══ Source data ══

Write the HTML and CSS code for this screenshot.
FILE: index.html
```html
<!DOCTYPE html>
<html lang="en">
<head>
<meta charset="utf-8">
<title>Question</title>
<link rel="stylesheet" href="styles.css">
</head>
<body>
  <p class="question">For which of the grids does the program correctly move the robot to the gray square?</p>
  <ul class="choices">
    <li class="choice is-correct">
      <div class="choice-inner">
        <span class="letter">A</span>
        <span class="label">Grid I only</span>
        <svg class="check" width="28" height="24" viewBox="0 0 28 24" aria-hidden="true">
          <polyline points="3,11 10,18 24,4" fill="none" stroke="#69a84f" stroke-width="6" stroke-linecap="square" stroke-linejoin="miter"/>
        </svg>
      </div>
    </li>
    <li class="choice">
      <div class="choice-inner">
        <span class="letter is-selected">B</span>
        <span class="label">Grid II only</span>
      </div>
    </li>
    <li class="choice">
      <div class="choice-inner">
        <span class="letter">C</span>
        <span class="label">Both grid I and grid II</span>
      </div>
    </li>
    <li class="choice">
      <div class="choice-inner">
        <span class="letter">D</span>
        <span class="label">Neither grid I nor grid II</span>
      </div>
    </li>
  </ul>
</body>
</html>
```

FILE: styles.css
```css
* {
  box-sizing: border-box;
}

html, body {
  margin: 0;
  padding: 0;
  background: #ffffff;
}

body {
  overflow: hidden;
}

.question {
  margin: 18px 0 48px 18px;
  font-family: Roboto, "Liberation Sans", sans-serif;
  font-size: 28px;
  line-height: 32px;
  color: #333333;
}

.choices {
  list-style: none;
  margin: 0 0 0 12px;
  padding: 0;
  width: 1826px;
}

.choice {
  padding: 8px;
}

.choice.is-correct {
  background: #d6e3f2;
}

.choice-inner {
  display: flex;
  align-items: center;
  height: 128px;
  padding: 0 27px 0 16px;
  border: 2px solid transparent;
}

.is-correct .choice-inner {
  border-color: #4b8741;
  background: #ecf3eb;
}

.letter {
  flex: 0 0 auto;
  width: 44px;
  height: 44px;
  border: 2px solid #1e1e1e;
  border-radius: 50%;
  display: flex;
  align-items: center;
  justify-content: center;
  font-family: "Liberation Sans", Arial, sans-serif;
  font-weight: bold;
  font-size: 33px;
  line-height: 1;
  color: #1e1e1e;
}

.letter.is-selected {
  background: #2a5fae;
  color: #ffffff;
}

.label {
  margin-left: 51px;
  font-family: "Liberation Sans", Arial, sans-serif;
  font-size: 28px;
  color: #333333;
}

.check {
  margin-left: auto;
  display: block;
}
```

═══

## Problem
Print out the whole listing exactly as it appears.

## Answer to this exercise
Write the HTML and CSS code for this screenshot.
FILE: index.html
```html
<!DOCTYPE html>
<html lang="en">
<head>
<meta charset="utf-8">
<title>Question</title>
<link rel="stylesheet" href="styles.css">
</head>
<body>
  <p class="question">For which of the grids does the program correctly move the robot to the gray square?</p>
  <ul class="choices">
    <li class="choice is-correct">
      <div class="choice-inner">
        <span class="letter">A</span>
        <span class="label">Grid I only</span>
        <svg class="check" width="28" height="24" viewBox="0 0 28 24" aria-hidden="true">
          <polyline points="3,11 10,18 24,4" fill="none" stroke="#69a84f" stroke-width="6" stroke-linecap="square" stroke-linejoin="miter"/>
        </svg>
      </div>
    </li>
    <li class="choice">
      <div class="choice-inner">
        <span class="letter is-selected">B</span>
        <span class="label">Grid II only</span>
      </div>
    </li>
    <li class="choice">
      <div class="choice-inner">
        <span class="letter">C</span>
        <span class="label">Both grid I and grid II</span>
      </div>
    </li>
    <li class="choice">
      <div class="choice-inner">
        <span class="letter">D</span>
        <span class="label">Neither grid I nor grid II</span>
      </div>
    </li>
  </ul>
</body>
</html>
```

FILE: styles.css
```css
* {
  box-sizing: border-box;
}

html, body {
  margin: 0;
  padding: 0;
  background: #ffffff;
}

body {
  overflow: hidden;
}

.question {
  margin: 18px 0 48px 18px;
  font-family: Roboto, "Liberation Sans", sans-serif;
  font-size: 28px;
  line-height: 32px;
  color: #333333;
}

.choices {
  list-style: none;
  margin: 0 0 0 12px;
  padding: 0;
  width: 1826px;
}

.choice {
  padding: 8px;
}

.choice.is-correct {
  background: #d6e3f2;
}

.choice-inner {
  display: flex;
  align-items: center;
  height: 128px;
  padding: 0 27px 0 16px;
  border: 2px solid transparent;
}

.is-correct .choice-inner {
  border-color: #4b8741;
  background: #ecf3eb;
}

.letter {
  flex: 0 0 auto;
  width: 44px;
  height: 44px;
  border: 2px solid #1e1e1e;
  border-radius: 50%;
  display: flex;
  align-items: center;
  justify-content: center;
  font-family: "Liberation Sans", Arial, sans-serif;
  font-weight: bold;
  font-size: 33px;
  line-height: 1;
  color: #1e1e1e;
}

.letter.is-selected {
  background: #2a5fae;
  color: #ffffff;
}

.label {
  margin-left: 51px;
  font-family: "Liberation Sans", Arial, sans-serif;
  font-size: 28px;
  color: #333333;
}

.check {
  margin-left: auto;
  display: block;
}
```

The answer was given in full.